The War on Democracy
John Pilger, award-winning journalist and documentary director, has taken a trip to South America to analyse the relationship between Venezuela and its neighbouring countries – and, crucially, the USA.
He interviews Venezuelan President Chavez as well as common people and in doing so, exposes how Chavez - democratically elected and democratically ruling his country - was toppled by economic interests backed by America.
The President was later reintegrated thanks to the love of Venezuelan people.
However, it is clear to see how the USA have always tried to rule South America, now and in the past, by imposing military dictatorship in every country: the coup d’état against Salvador Allende in Chile and the subsequent military government by Augusto Pinochet being the most famous example.
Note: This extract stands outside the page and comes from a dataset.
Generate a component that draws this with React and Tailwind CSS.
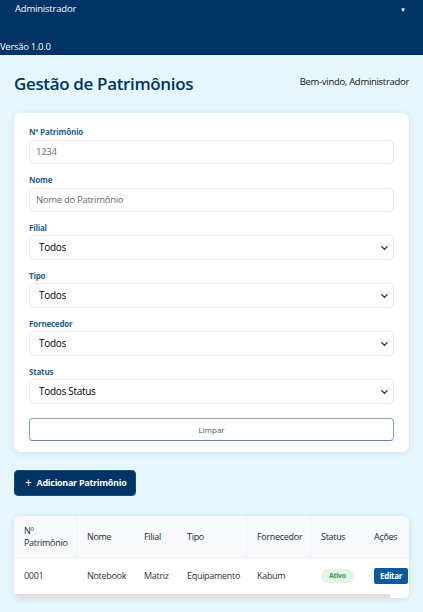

Sleek-haired Pilger wanted to make a film that not only explains the past, but also talks about the present: “Substitute Iraq and Iran and Lebanon and you’ll see what I mean”, he declared.
In fact, what emerges from the documentary is alarmingly familiar: arrogance, greed (South America is an important source of gas and water) and media control.
A pivotal sequence shows how television made the coup d’état against Chavez appear as a people’s revolution by manipulating the images.
Although Pilger is aware that injustice rules much of the world, his work as a filmmaker makes him optimistic: his documentaries, along with Michael Moore’s and Morgan Spurlock’s, are successful because people want to “Make sense of a world so often presented to them as an assembly line of … unrelated images.”
But in order to reach a mass audience, a documentary must be easy to follow: The War On Democracy aptly mixes simple language and a classical narrative structure with an urgent subject, and therefore deserves to be a hit like many others civil documentaries before.
And hopefully it will change a few minds about South America.